Пишите. Знайте всегда, что я – Ваш верный друг и всегда готов Вам помочь, чем только могу. Вы бы приехали к нам. Вот бы наговорились! Кстати и Нижний посмотрите. <…>
Шереметева – Садовскому
17/30 июля 1924 г. Москва
Два года молчала, милый, старый и верный друг, и вдруг захотелось поговорить с Вами, как может говорить машина, в которую я обратилась. Так, кое о чем: об обывательщине, тяжелой жизни, детях, квартире и т. д. Нет, всё так надоело, так навязло в зубах, что и об этом не хочется.
Когда прочла Ваше письмо, мне несказанно захотелось увидеть Вас, это одно, а с другой стороны, явился страх, – да увидишься, и будет не о чем говорить, не будет ничего общего. По Вашему письму я ясно увидела, что, хотя вы и пишете, что Вы конченый человек, но Вы всё же живете, а я уже много лет как машина, которая делает то, что ей нужно делать, и не очень думает, ничего не желает, ничего не помнит.
Когда мне нужна была нравственная поддержка, и я обратилась к людям, вернее к одному человеку, с которым была связана целым рядом воспоминаний, но по его ответу я поняла, что ему не до меня, я решила, что сумею и сама жить, и стала автоматом.

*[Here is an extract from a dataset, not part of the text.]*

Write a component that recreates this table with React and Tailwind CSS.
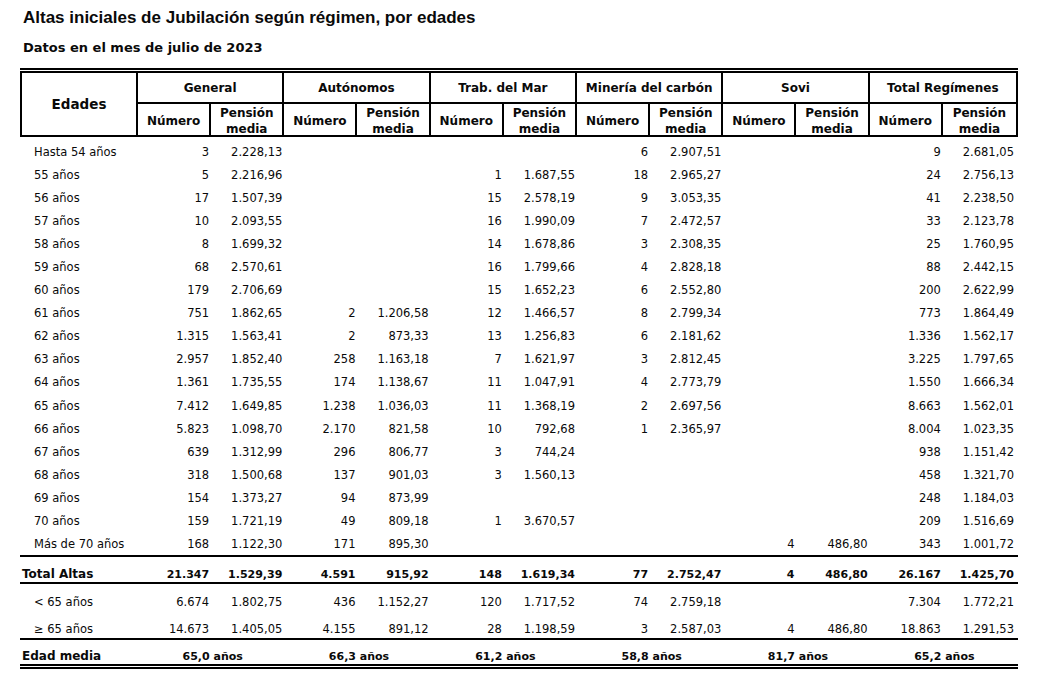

...И все-таки мне очень хочется Вас видеть, пусть мы разошлись на жизненном пути, пусть вся жизнь прошла, что-то в далеком прошлом делает нас не совсем далекими друг другу. Мне особенно ясно вспомнилась весна в Нижнем, Волга, а, да что вспоминать…
Приезжайте, расскажу про всех. Как жаль, что Вы бросили писать. Напрасно.